My longing for Leipzig, originally aroused by the fantastic impressions I had gained there, and later by my enthusiasm for a student's life, had recently been still further stimulated. I had seen scarcely anything of my sister Louisa, at that time a girl of about twenty-two, as she had gone to the theatre of Breslau shortly after our stepfather's death. Quite recently she had been in Dresden for a few days on her way to Leipzig, having accepted an engagement at the theatre there. This meeting with my almost unknown sister, her hearty manifestations of joy at seeing me again, as well as her sprightly, merry disposition, quite won my heart. To live with her seemed an alluring prospect, especially as my mother and Ottilie had joined her for a while. For the first time a sister had treated me with some tenderness. When at last I reached Leipzig at Christmas in the same year (1827), and there found my mother with Ottilie and Cecilia (my half-sister), I fancied myself in heaven. Great changes, however, had already taken place. Louisa was betrothed to a respected and well-to-do bookseller, Friedrich Brockhaus. This gathering together of the relatives of the penniless bride-elect did not seem to trouble her remarkably kind-hearted fiance. But my sister may have become uneasy on the subject, for she soon gave me to understand that she was not taking it quite in good part
. Her desire to secure an entree into the higher social circles of bourgeois life naturally produced a marked change in her manner, at one time so full of fun, and of this I gradually became so keenly sensible that finally we were estranged for a time. Moreover, I unfortunately gave her good cause to reprove my conduct. After I got to Leipzig I quite gave up my studies and all regular school work, probably owing to the arbitrary and pedantic system in vogue at the school there.

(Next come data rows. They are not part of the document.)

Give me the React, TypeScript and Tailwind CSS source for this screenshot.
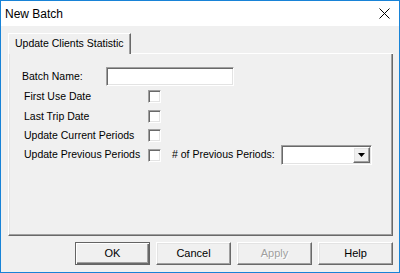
const raised =
  "border border-t-white border-l-white border-r-[#696969] border-b-[#696969] shadow-[inset_-1px_-1px_0_#a0a0a0,inset_1px_1px_0_#e3e3e3]";
const sunken =
  "border border-t-[#a0a0a0] border-l-[#a0a0a0] border-r-white border-b-white shadow-[inset_1px_1px_0_#696969,inset_-1px_-1px_0_#e3e3e3] bg-white";

function CheckBox() {
  return <div className={`h-[13px] w-[13px] shrink-0 ${sunken}`} />;
}

function Button({
  label,
  primary,
  disabled,
}: {
  label: string;
  primary?: boolean;
  disabled?: boolean;
}) {
  const frame = primary
    ? "border border-[#646464] shadow-[inset_1px_1px_0_#ffffff,inset_-1px_-1px_0_#696969,inset_-2px_-2px_0_#a0a0a0]"
    : raised;
  return (
    <div
      className={`flex h-[23px] w-[75px] items-center justify-center bg-[#f0f0f0] text-[11px] ${frame} ${
        disabled ? "text-[#a0a0a0] [text-shadow:1px_1px_0_#ffffff]" : "text-black"
      }`}
    >
      {label}
    </div>
  );
}

export default function App() {
  return (
    <div className="flex h-[273px] w-[400px] flex-col border border-[#1883d7] bg-[#f0f0f0] font-['Liberation_Sans',Arial,sans-serif] text-black">
      {/* title bar */}
      <div className="flex h-[25px] shrink-0 items-center justify-between bg-white pl-[4px] pr-[9px]">
        <span className="text-[12px]">New Batch</span>
        <svg width="11" height="11" viewBox="0 0 11 11">
          <path d="M0.5 0.5L10.5 10.5M10.5 0.5L0.5 10.5" stroke="#000" strokeWidth="1" />
        </svg>
      </div>

      <div className="flex flex-1 flex-col pl-[7px] pr-[6px] pt-[7px]">
        {/* tab strip */}
        <div className="flex h-[21px]">
          <div className="flex h-full w-[123px] items-center border-l border-t border-r border-l-white border-t-white border-r-[#696969] pl-[6px] text-[10.5px] shadow-[inset_-1px_0_0_#a0a0a0]">
            Update Clients Statistic
          </div>
          <div className="h-px flex-1 self-end bg-white" />
        </div>

        {/* tab page */}
        <div className="flex h-[182px] flex-col border-b border-l border-r border-l-white border-r-[#696969] border-b-[#696969] text-[10.5px] shadow-[inset_-1px_-1px_0_#a0a0a0,inset_1px_0_0_#e3e3e3]">
          <div className="mt-[13px] flex h-[19px] items-center">
            <span className="ml-[13px] w-[84px]">Batch Name:</span>
            <div className={`h-[19px] w-[128px] ${sunken}`} />
          </div>

          <div className="mt-[4px] flex h-[13px] items-center">
            <span className="ml-[15px] w-[124px]">First Use Date</span>
            <CheckBox />
          </div>
          <div className="mt-[7px] flex h-[13px] items-center">
            <span className="ml-[15px] w-[124px]">Last Trip Date</span>
            <CheckBox />
          </div>
          <div className="mt-[6px] flex h-[13px] items-center">
            <span className="ml-[15px] w-[124px]">Update Current Periods</span>
            <CheckBox />
          </div>
          <div className="mt-[3px] flex h-[20px] items-center">
            <span className="ml-[15px] w-[124px]">Update Previous Periods</span>
            <CheckBox />
            <span className="ml-[11px] w-[109px]">
              # of Previous Periods:
            </span>
            <div className={`flex h-[20px] w-[91px] justify-end p-px ${sunken}`}>
              <div
                className={`flex h-full w-[17px] items-center justify-center bg-[#f0f0f0] ${raised}`}
              >
                <svg width="7" height="4" viewBox="0 0 7 4">
                  <path d="M0 0H7L3.5 4Z" fill="#000" />
                </svg>
              </div>
            </div>
          </div>
        </div>

        {/* buttons */}
        <div className="mt-[6px] flex justify-end gap-[6px]">
          <Button label="OK" primary />
          <Button label="Cancel" />
          <Button label="Apply" disabled />
          <Button label="Help" />
        </div>
      </div>
    </div>
  );
}
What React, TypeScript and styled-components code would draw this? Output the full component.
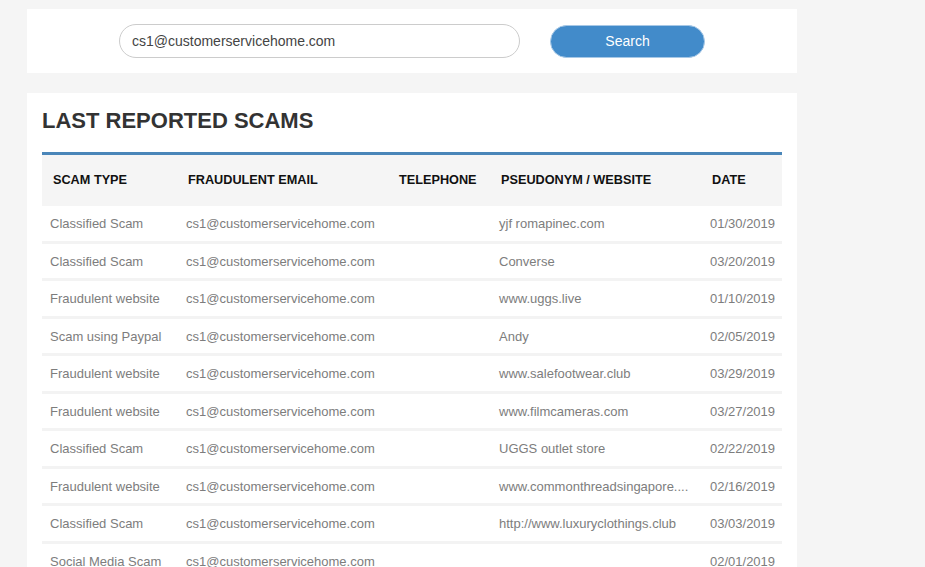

In Leipzig there were two higher-class schools, one called St. Thomas's School, and the other, and the more modern, St. Nicholas's School. The latter at that time enjoyed a better reputation than the former; so there I had to go. But the council of teachers before whom I appeared for my entrance examination at the New Year (1828) thought fit to maintain the dignity of their school by placing me for a time in the upper third form, whereas at the Kreuz Grammar School in Dresden I had been in the second form. My disgust at having to lay aside my Homer-from which I had already made written translations of twelve songs-and take up the lighter Greek prose writers was indescribable. It hurt my feelings so deeply, and so influenced my behaviour, that I never made a friend of any teacher in the school. The unsympathetic treatment I met with made me all the more obstinate, and various other circumstances in my position only added to this feeling. While student life, as I saw it day by day, inspired me ever more and more with its rebellious spirit, I unexpectedly met with another cause for despising the dry monotony of school regime. I refer to the influence of my uncle, Adolph Wagner, which, though he was long unconscious of it, went a long way towards moulding the growing stripling that I then was.